= Patrick Howlett =

Canadian visual artist

Patrick Howlett is a Canadian visual artist born in Toronto, Ontario. He is currently based in Montreal, Quebec. Howlett obtained a Bachelor of Fine Arts at Concordia University, Montreal in 1997 and completed a Master of Fine Arts at the University of Victoria in 2006. In 2008, Howlett was a finalist in the RBC Canadian Painting Competition. His internationally exhibited work typically involves a commentary on technology and the digital age that results in multimedia paintings and drawings, and is often centred on the relationship between an image and a title. His work has been presented at the National Gallery of Canada, Ottawa; Musée d’art contemporain, Montréal; The Power Plant, Toronto; Art Gallery of Edmonton, Edmonton; Contemporary Art Gallery, Vancouver; Atelierhof Kreuzberg, Berlin; Maison de la culture Côtes-des-Neiges, Montréal; Khyber Institute for Contemporary Arts, Halifax.

== Art Practice ==

Howlett's artistic practice is careful, methodical and deliberate.
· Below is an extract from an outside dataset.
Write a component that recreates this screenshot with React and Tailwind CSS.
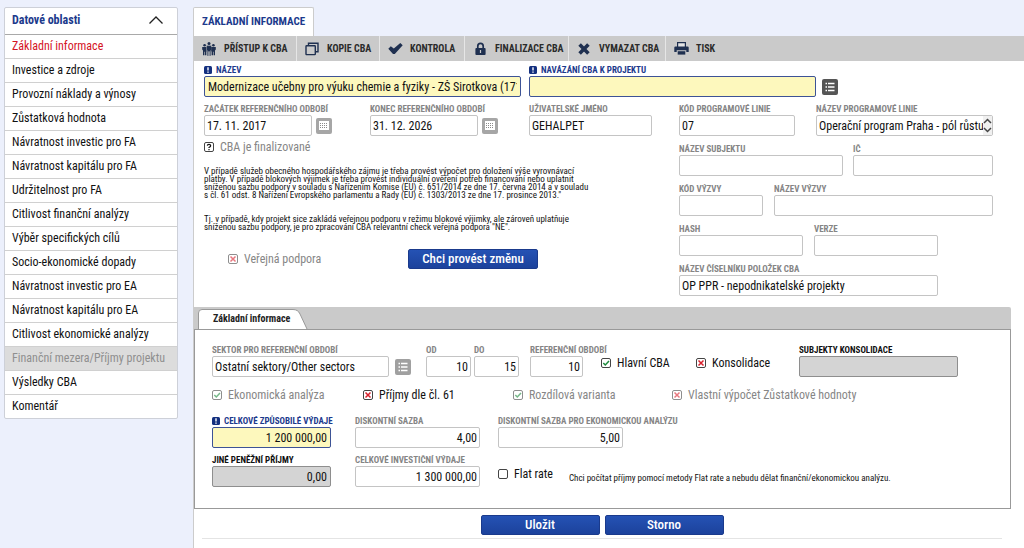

He works in a variety of media, including tempera paint, watercolour paint, silverpoint, coloured pencil and charcoal. He is well known for his geometric abstract paintings and drawings, which are often compact, dense and intensely layered. Howlett works with traditional surface treatments, media and brushwork that go back to the Renaissance. Howlett also incorporates a digital element into his work: he generates Google image searches for inspiration and source material which he then synthesizes into the colour, shape and composition of his paintings.